J’ai honte pour vous.

                                                                                                                                                                                                                                                                                                                Pour suivre l’actualité de ce blog, c’est par ici : https://www.facebook.com/pages/Un-juif-en-cavale-Laurent-Sagalovitsch/373236056096087?skip_nax_wizard=true

11 commentaires pour “Ci-gît l’Europe (1945-2015)”

  1. Alors là monsieur, je dis: Bravo!!!

  2. Merci.

  3. Qu’est-ce qu’ils vous ont fait, Bouvard et Pécuchet ? Leurs intentions étaient pures, eux.

  4. Vous avez tout à fait raison !!! J’ai rajouté une ligne. Merci.

  5. Pourquoi pas plutôt : « Ci-gît l’Europe, 1957-2015 » ? Puisque vous avez « horreur des extrêmes » (vos lectrices et lecteurs assidus apprécieront), il serait parfois agréable – quand l’exagération propre à l’humour ou à la rhétorique n’est pas requise – de vous voir adopter un lexique moins agressif.

    Au-delà du liminaire, l’on ne peut qu’approuver la sentence sonnant dans ce post et sous maintes autres plumes de journalistes, d’économistes, etc., en substance : « Rajouter de l’austérité à l’austérité ne finira par déboucher que sur une débandade généralisée, par un soulèvement populaire, par une révolte dont on ne sait jamais comment elle peut finir ». Et peut-on ajouter : par un naufrage de la nef Union européenne, sous les lames centrifuges des égoïsmes nationaux ? C’est bien ça, n’est-ce pas ? Dans la chaîne du certain, du probable et du possible, à chacun de choisir – avant que la suite des événements l’en dispense, peut-être.

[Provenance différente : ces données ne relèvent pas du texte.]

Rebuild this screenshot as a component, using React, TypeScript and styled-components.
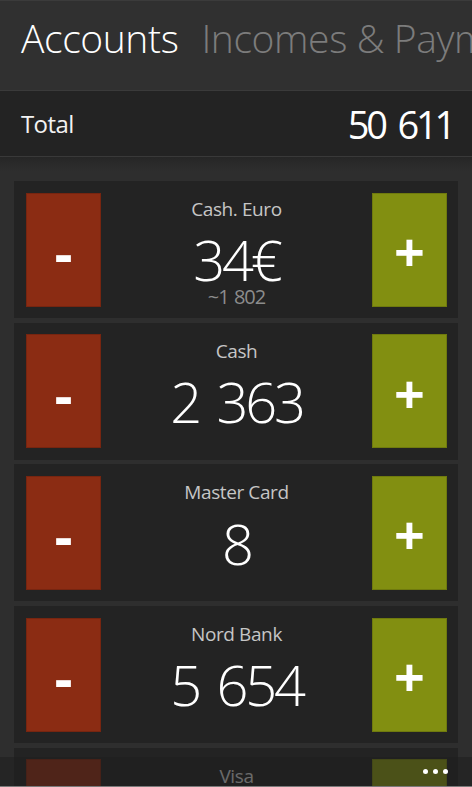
import styled, { createGlobalStyle } from 'styled-components';

//
//Base page look, dark phone theme
const GlobalStyle = createGlobalStyle`
    html, body {
        margin: 0;
        padding: 0;
        background: #2e2e2e;
        font-family: 'Open Sans', 'Noto Sans', sans-serif;
        color: #ffffff;
    }
`;

const Screen = styled.div`
    position: relative;
    height: 100vh;
    width: 100vw;
    overflow: hidden;
    display: flex;
    flex-direction: column;
    background: #2e2e2e;
`;

const Pivot = styled.div`
    box-sizing: border-box;
    height: 91px;
    flex-shrink: 0;
    padding: 13px 0 0 21px;
    display: flex;
    gap: 23px;
    white-space: nowrap;
    overflow: hidden;
    background: #303030;
    border-top: 1px solid #3b3b3b;
    border-bottom: 1px solid #3a3a3a;
`;

const PivotItem = styled.span<{ $active?: boolean }>`
    font-size: 39px;
    font-weight: 300;
    line-height: 48px;
    letter-spacing: -0.4px;
    color: ${(p) => (p.$active ? '#ffffff' : '#7c7c7c')};
`;

const TotalBar = styled.div`
    box-sizing: border-box;
    height: 66px;
    flex-shrink: 0;
    padding: 0 19px 0 21px;
    display: flex;
    align-items: center;
    justify-content: space-between;
    background: #232323;
    border-bottom: 1px solid #393939;
`;

const TotalLabel = styled.span`
    font-size: 24px;
    letter-spacing: -0.6px;
    color: #f2f2f2;
`;

const TotalValue = styled.span`
    font-size: 38px;
    letter-spacing: -3.2px;
    word-spacing: 6px;
    color: #ffffff;
`;

const List = styled.div`
    flex: 1;
    padding: 24px 14px 0;
    display: flex;
    flex-direction: column;
    gap: 4.7px;
    background: linear-gradient(to bottom, #262626 0px, #2e2e2e 14px);
`;

const Card = styled.div`
    box-sizing: border-box;
    height: 137px;
    flex-shrink: 0;
    padding: 11.5px 11px 11.5px 12px;
    display: flex;
    align-items: stretch;
    background: #232323;
`;

const ActionButton = styled.div<{ $kind: 'minus' | 'plus' }>`
    width: 75px;
    flex-shrink: 0;
    display: flex;
    align-items: center;
    justify-content: center;
    padding-top: ${(p) => (p.$kind === 'minus' ? '5px' : '3px')};
    box-sizing: border-box;
    background: ${(p) => (p.$kind === 'minus' ? '#8b2c13' : '#828f11')};
    box-shadow: inset 0 0 0 1px rgba(0, 0, 0, 0.14);
    font-size: ${(p) => (p.$kind === 'minus' ? '56px' : '54px')};
    font-weight: 700;
    line-height: 1;
    color: #ffffff;
`;

const Info = styled.div`
    flex: 1;
    display: flex;
    flex-direction: column;
    align-items: center;
    padding-top: 4.5px;
`;

const AccountName = styled.div`
    font-size: 19px;
    line-height: 24px;
    letter-spacing: -0.4px;
    color: #c6c6c6;
`;

const Amount = styled.div`
    margin-top: 8.3px;
    font-size: 56px;
    font-weight: 300;
    line-height: 60px;
    letter-spacing: -3.2px;
    word-spacing: 6px;
    color: #ffffff;
`;

const Converted = styled.div`
    margin-top: -3.8px;
    font-size: 20px;
    line-height: 22px;
    letter-spacing: -1px;
    word-spacing: 1px;
    color: #8c8c8c;
`;

const AppBar = styled.div`
    position: absolute;
    left: 0;
    right: 0;
    bottom: 0;
    height: 30px;
    box-sizing: border-box;
    padding-right: 24px;
    display: flex;
    align-items: center;
    justify-content: flex-end;
    gap: 5px;
    background: rgba(31, 31, 31, 0.55);
    border-bottom: 1px solid #7a7a7a;
`;

const Dot = styled.span`
    width: 5px;
    height: 5px;
    border-radius: 50%;
    background: #ffffff;
`;

type Account = {
    name: string;
    amount: string;
    converted?: string;
};

const accounts: Account[] = [
    { name: 'Cash. Euro', amount: '34€', converted: '~1 802' },
    { name: 'Cash', amount: '2 363' },
    { name: 'Master Card', amount: '8' },
    { name: 'Nord Bank', amount: '5 654' },
    { name: 'Visa', amount: '1 290' },
];

const App = () => {
    return (
        <Screen>
            <GlobalStyle />
            <Pivot>
                <PivotItem $active>Accounts</PivotItem>
                <PivotItem>Incomes &amp; Payments</PivotItem>
            </Pivot>
            <TotalBar>
                <TotalLabel>Total</TotalLabel>
                <TotalValue>50 611</TotalValue>
            </TotalBar>
            <List>
                {accounts.map((a) => (
                    <Card key={a.name}>
                        <ActionButton $kind="minus">-</ActionButton>
                        <Info>
                            <AccountName>{a.name}</AccountName>
                            <Amount>{a.amount}</Amount>
                            {a.converted && <Converted>{a.converted}</Converted>}
                        </Info>
                        <ActionButton $kind="plus">+</ActionButton>
                    </Card>
                ))}
            </List>
            <AppBar>
                <Dot />
                <Dot />
                <Dot />
            </AppBar>
        </Screen>
    );
};

export default App;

    Véritablement navré – plus d’ailleurs que choqué, car la démocratie, voilà quelques années que l’on n’y croit plus, sauf à se contenter de la portion congrue de quelques scrutins consentis au bon peuple comme les jeux du cirque de la Rome antique –, l’on conclura très provisoirement que des chiffres éhontément pipés, dès 2000 (et même avant) et connus de tous les « experts » et politiques concernés, ne pouvaient que conduire à une grave crise de couple. L’on sait que la séparation, au privé comme en politique, est toujours due à des erreurs des deux parties.

    Même si les « torts partagés » des divorces « à l’amiable » se soldent, la plupart du temps par des injustices et des rancœurs inextinguibles.

  6. bon,cela dit??? nous faisons quoi???il n;est plus question de la dette.mais plutôt^des millards a venir a fond perdu aussi insulter son creancier ne resoud rien,celà me fait souvenir de certaines choses du méme genre. democratie,democratie; foutaise,je n;ai jamais vue un emprunteur dictér sa loi a celui qui prête nous sommes rien face a la politique le reste c;est du bla-bla

  7. Un Grexit aurait été un signe bien plus inquiétant sur le chemin d’une dislocation de l’Union Européenne, et la pierre angulaire d’une domination durable des conservateurs et d’une ligne de fétichisme monétaire.

    Ce fétichisme monétaire n’a qu’un seul objet politique : garantir le montant des pensions, et en priorité des pensions des retraités – la base électorale des conservateurs européens contemporains.

  8. Qu’est-ce qu’il vient faire là Philippe Bouvard ?

  9. debile. Personne ne dit la vérité : l’argent que les grecs nous doivent n’a que peu d’importance. La seule réalité, c’est que si on ne contraint pas le gouvernement grec, tous les cinq ans, ils reviendront nous demander la même somme. Il y a une nation grecque, il n’y a jamais eu d’état grec de toute l’histoire. Des cites dans l’antiquité, un pays occupe ensuite, et de nombreux dictateurs ensuite, à commencer par Metaxas, auteur du célèbre non aux Italiens. Non également célèbre depuis 10 jours.
    Il faut connaître la Grèce, en y ayant travaillé pour comprendre. Les autres sont assis sur leur cul a commenter un pays auquel ils ne comprennent rien.

  10. C’est bien vrai que quand n’importe qui se mêle de parler politique,
    Beaucoup de conneries sont dites.
    Les plus grands experts sont penchés sur une situation extrèmement
    Complexe voire inextricable et des quidams croient détenir la solution en 20 lignes. C’est ridicule.

  11. Après Charlemagne, Charles Quint, Napoléon et Hitler, le rêve de la Grande Europe échoue une fois de plus.